**SHORT EXERCISE**
The listing below begins with the first line you should copy; stop after the line containing "</style></head><body>", and drop every picture.

**DATA EXCERPT**
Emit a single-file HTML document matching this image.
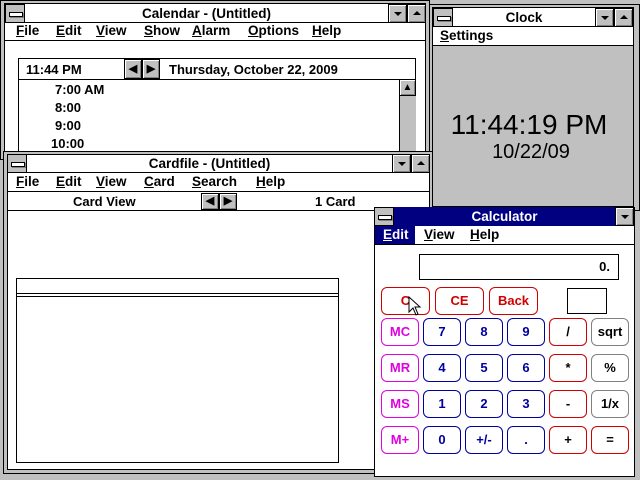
<!DOCTYPE html>
<html><head><style>
*{margin:0;padding:0;box-sizing:border-box}
body{width:640px;height:480px;background:#c0c0c0;position:relative;overflow:hidden;font-family:"Liberation Sans",sans-serif;font-weight:bold;font-size:13px;color:#000}
.a{position:absolute}
.w{background:#fff}
.b{border:1px solid #000}
.t{text-align:center;line-height:17px}
.btn{position:absolute;background:#c0c0c0;border:1px solid #000;box-shadow:inset 1px 1px #fff,inset -1px -1px #808080}
.tri{position:absolute;left:5px;width:0;height:0;border-left:4px solid transparent;border-right:4px solid transparent}
.dn{top:7px;border-top:4px solid #000}
.up{top:6px;border-bottom:4px solid #000}
.sys{position:absolute;background:#c0c0c0;border:1px solid #000}
.sys:after{content:"";position:absolute;left:3px;top:7px;width:12px;height:3px;background:#fff;border:1px solid #000;box-shadow:1px 1px #808080}
u{text-decoration:underline}
.m span{position:absolute;top:0;line-height:18px;font-weight:bold}
.k{position:absolute;width:38px;height:28px;border:1px solid;border-radius:6px;text-align:center;line-height:26px;font-size:13px;background:#fff}
.r{color:#d00000;border-color:#d00000}.bl{color:#0000a0;border-color:#0000a0}.p{color:#e000e0;border-color:#e000e0}.g{color:#000;border-color:#808080}
.ar{font-size:11px;text-align:center}
</style></head><body>

<!-- Calendar -->
<div class="a b" style="left:0;top:0;width:430px;height:160px;background:#c0c0c0"></div>
<div class="a b w" style="left:4px;top:3px;width:422px;height:150px"></div>
<div class="sys" style="left:5px;top:4px;width:20px;height:19px"></div>
<div class="a t" style="left:25px;top:4px;width:363px;height:19px;border-bottom:1px solid #000;line-height:19px;font-size:13.5px">Calendar - (Untitled)</div>
<div class="btn" style="left:388px;top:4px;width:19px;height:19px"><div class="tri dn"></div></div>
<div class="btn" style="left:407px;top:4px;width:19px;height:19px"><div class="tri up"></div></div>
<div class="a" style="left:4px;top:22px;width:422px;height:19px;border-bottom:1px solid #000"></div>
<div class="m a" style="left:0;top:22px;font-size:13.5px">
<span style="left:16px"><u>F</u>ile</span><span style="left:56px"><u>E</u>dit</span><span style="left:96px"><u>V</u>iew</span><span style="left:144px"><u>S</u>how</span><span style="left:192px"><u>A</u>larm</span><span style="left:248px"><u>O</u>ptions</span><span style="left:312px"><u>H</u>elp</span></div>
<div class="a b" style="left:18px;top:58px;width:398px;height:100px"></div>
<div class="a" style="left:19px;top:79px;width:396px;border-top:1px solid #000"></div>
<div class="a" style="left:26px;top:61px;line-height:17px">11:44 PM</div>
<div class="btn ar" style="left:124px;top:59px;width:18px;height:20px;line-height:18px">◀</div>
<div class="btn ar" style="left:142px;top:59px;width:18px;height:20px;line-height:18px">▶</div>
<div class="a" style="left:169px;top:61px;line-height:17px">Thursday, October 22, 2009</div>
<div class="a" style="left:399px;top:80px;width:17px;height:78px;background:#c0c0c0;border-left:1px solid #000"></div>
<div class="btn" style="left:399px;top:79px;width:17px;height:17px;font-size:10px;text-align:center;line-height:15px">▲</div>
<div class="a" style="left:55px;top:81px;line-height:17px">7:00 AM</div>
<div class="a" style="left:55px;top:99px;line-height:17px">8:00</div>
<div class="a" style="left:55px;top:117px;line-height:17px">9:00</div>
<div class="a" style="left:51px;top:135px;line-height:17px">10:00</div>

<!-- Clock -->
<div class="a b" style="left:429px;top:4px;width:211px;height:207px;background:#c0c0c0"></div>
<div class="a b" style="left:432px;top:7px;width:202px;height:200px"></div>
<div class="sys" style="left:433px;top:8px;width:20px;height:19px"></div>
<div class="a t w" style="left:453px;top:8px;width:142px;height:19px;border-bottom:1px solid #000;line-height:19px;font-size:13.5px">Clock</div>
<div class="btn" style="left:595px;top:8px;width:19px;height:19px"><div class="tri dn"></div></div>
<div class="btn" style="left:614px;top:8px;width:19px;height:19px"><div class="tri up"></div></div>
<div class="a w" style="left:433px;top:27px;width:200px;height:19px;border-bottom:1px solid #000;line-height:18px;padding-left:7px;font-size:13.5px"><u>S</u>ettings</div>
<div class="a" style="left:429px;top:108px;width:200px;text-align:center;font-weight:normal;font-size:28px;line-height:34px">11:44:19 PM</div>
<div class="a" style="left:431px;top:140px;width:200px;text-align:center;font-weight:normal;font-size:20px;line-height:24px">10/22/09</div>

<!-- Cardfile -->
<div class="a b" style="left:3px;top:151px;width:430px;height:323px;background:#c0c0c0"></div>
<div class="a b w" style="left:7px;top:154px;width:423px;height:316px"></div>
<div class="sys" style="left:7px;top:154px;width:20px;height:19px"></div>
<div class="a t" style="left:27px;top:154px;width:365px;height:19px;border-bottom:1px solid #000;line-height:19px;font-size:13.5px">Cardfile - (Untitled)</div>
<div class="btn" style="left:392px;top:154px;width:19px;height:19px"><div class="tri dn"></div></div>
<div class="btn" style="left:411px;top:154px;width:19px;height:19px"><div class="tri up"></div></div>
<div class="a" style="left:7px;top:173px;width:423px;height:19px;border-bottom:1px solid #000"></div>
<div class="m a" style="left:0;top:173px;font-size:13.5px">
<span style="left:16px"><u>F</u>ile</span><span style="left:56px"><u>E</u>dit</span><span style="left:96px"><u>V</u>iew</span><span style="left:144px"><u>C</u>ard</span><span style="left:192px"><u>S</u>earch</span><span style="left:256px"><u>H</u>elp</span></div>
<div class="a" style="left:7px;top:192px;width:423px;height:19px;border-bottom:1px solid #000"></div>
<div class="a" style="left:73px;top:193px;line-height:17px">Card View</div>
<div class="btn ar" style="left:201px;top:193px;width:18px;height:17px;line-height:15px">◀</div>
<div class="btn ar" style="left:219px;top:193px;width:18px;height:17px;line-height:15px">▶</div>
<div class="a" style="left:315px;top:193px;line-height:17px">1 Card</div>
<div class="a b" style="left:16px;top:278px;width:323px;height:185px"></div>
<div class="a" style="left:17px;top:293px;width:321px;height:4px;border-top:1px solid #000;border-bottom:1px solid #000"></div>

<!-- Calculator -->
<div class="a b w" style="left:374px;top:207px;width:261px;height:270px"></div>
<div class="sys" style="left:374px;top:207px;width:20px;height:19px"></div>
<div class="a t" style="left:394px;top:207px;width:221px;height:19px;background:#000080;color:#fff;line-height:19px;font-size:13.5px">Calculator</div>
<div class="btn" style="left:615px;top:207px;width:19px;height:19px"><div class="tri dn"></div></div>
<div class="a" style="left:375px;top:226px;width:259px;height:19px;border-bottom:1px solid #000"></div>
<div class="a" style="left:375px;top:226px;width:40px;height:18px;background:#000080"></div>
<div class="m a" style="left:0;top:226px;font-size:13.5px"><span style="left:383px;color:#fff"><u>E</u>dit</span><span style="left:424px"><u>V</u>iew</span><span style="left:470px"><u>H</u>elp</span></div>
<div class="a b" style="left:419px;top:254px;width:200px;height:26px;text-align:right;padding-right:8px;line-height:24px">0.</div>
<div class="a b" style="left:567px;top:288px;width:40px;height:26px"></div>
<div class="k r" style="left:381px;top:287px;width:49px">C</div>
<div class="k r" style="left:435px;top:287px;width:49px">CE</div>
<div class="k r" style="left:489px;top:287px;width:49px">Back</div>

<div class="k p" style="left:381px;top:318px">MC</div><div class="k bl" style="left:423px;top:318px">7</div><div class="k bl" style="left:465px;top:318px">8</div><div class="k bl" style="left:507px;top:318px">9</div><div class="k r" style="left:549px;top:318px;color:#000">/</div><div class="k g" style="left:591px;top:318px">sqrt</div>
<div class="k p" style="left:381px;top:354px">MR</div><div class="k bl" style="left:423px;top:354px">4</div><div class="k bl" style="left:465px;top:354px">5</div><div class="k bl" style="left:507px;top:354px">6</div><div class="k r" style="left:549px;top:354px;color:#000">*</div><div class="k g" style="left:591px;top:354px">%</div>
<div class="k p" style="left:381px;top:390px">MS</div><div class="k bl" style="left:423px;top:390px">1</div><div class="k bl" style="left:465px;top:390px">2</div><div class="k bl" style="left:507px;top:390px">3</div><div class="k r" style="left:549px;top:390px;color:#000">-</div><div class="k g" style="left:591px;top:390px">1/x</div>
<div class="k p" style="left:381px;top:426px">M+</div><div class="k bl" style="left:423px;top:426px">0</div><div class="k bl" style="left:465px;top:426px">+/-</div><div class="k bl" style="left:507px;top:426px">.</div><div class="k r" style="left:549px;top:426px;color:#000">+</div><div class="k r" style="left:591px;top:426px;color:#000">=</div>

<svg class="a" style="left:408px;top:296px" width="14" height="22" viewBox="0 0 14 22"><path d="M1 1 L1 16 L5 12 L8 19 L10 18 L7 11 L12 11 Z" fill="#fff" stroke="#000" stroke-width="1"/></svg>
</body></html>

**CORRECT OUTPUT**
Emit a single-file HTML document matching this image.
<!DOCTYPE html>
<html><head><style>
*{margin:0;padding:0;box-sizing:border-box}
body{width:640px;height:480px;background:#c0c0c0;position:relative;overflow:hidden;font-family:"Liberation Sans",sans-serif;font-weight:bold;font-size:13px;color:#000}
.a{position:absolute}
.w{background:#fff}
.b{border:1px solid #000}
.t{text-align:center;line-height:17px}
.btn{position:absolute;background:#c0c0c0;border:1px solid #000;box-shadow:inset 1px 1px #fff,inset -1px -1px #808080}
.tri{position:absolute;left:5px;width:0;height:0;border-left:4px solid transparent;border-right:4px solid transparent}
.dn{top:7px;border-top:4px solid #000}
.up{top:6px;border-bottom:4px solid #000}
.sys{position:absolute;background:#c0c0c0;border:1px solid #000}
.sys:after{content:"";position:absolute;left:3px;top:7px;width:12px;height:3px;background:#fff;border:1px solid #000;box-shadow:1px 1px #808080}
u{text-decoration:underline}
.m span{position:absolute;top:0;line-height:18px;font-weight:bold}
.k{position:absolute;width:38px;height:28px;border:1px solid;border-radius:6px;text-align:center;line-height:26px;font-size:13px;background:#fff}
.r{color:#d00000;border-color:#d00000}.bl{color:#0000a0;border-color:#0000a0}.p{color:#e000e0;border-color:#e000e0}.g{color:#000;border-color:#808080}
.ar{font-size:11px;text-align:center}
</style></head><body>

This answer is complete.